A study commissioned by Carbon Market Watch and conducted by the Öko-Institut analysed the action or investments that eight major European airlines were taking outside their value chains. These include activities that supposedly avoid or reduce greenhouse gas emissions and those that remove and store greenhouse gases from the atmosphere. The eight selected airlines are some of the largest in Europe and were collectively responsible for over half of the total CO2 emissions of the EU aviation sector in 2019. The study provides a broad assessment of the scale and the quality of these airlines’ efforts.

This study clearly underscores that voluntary climate action is not working in the aviation sector. If we are to bring emissions from the aviation sector down to sustainable levels, then governments must step in and put binding regulations in place. Carbon Market Watch makes the following recommendations to EU governments and policymakers:

  • Polluters pay: As the EU institutions embark on the so-called trilogue to find common ground for a final deal on the revision of the EU Emissions Trading System for aviation, they should seize this opportunity to end the reliance on airlines’ voluntary actions to mitigate the negative impacts of their emissions, by expanding the EU ETS scope to cover all flights departing and arriving in the EEA, leaving fewer uncovered emissions.
  • Clear skies: The EU should require clear and complete disclosure of information from airlines regarding their purchase of carbon credits, as well as any other voluntary actions they take.
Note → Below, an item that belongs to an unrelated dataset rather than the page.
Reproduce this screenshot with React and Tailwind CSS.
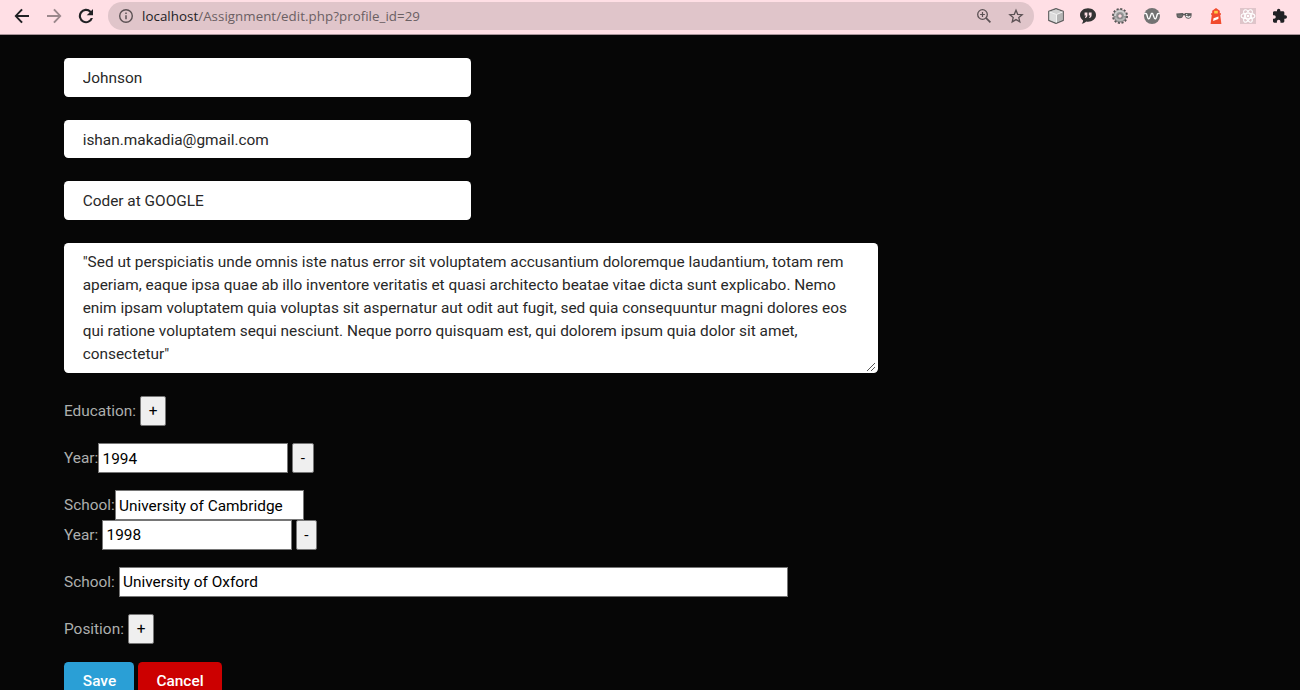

This can be achieved through the EU corporate sustainability reporting standards being developed by the European Financial Reporting Advisory Group (EFRAG).
  • End misleading advertising: The EU should also ban misleading advertisements, such as carbon neutral flights, through its review of the Unfair Commercial Practices directive.
  • Coming in to land: Guidance on how to make informative, rather than misleading, claims should be provided by EU regulatory bodies, for example through the Europan Commission’s Green Claim initiative.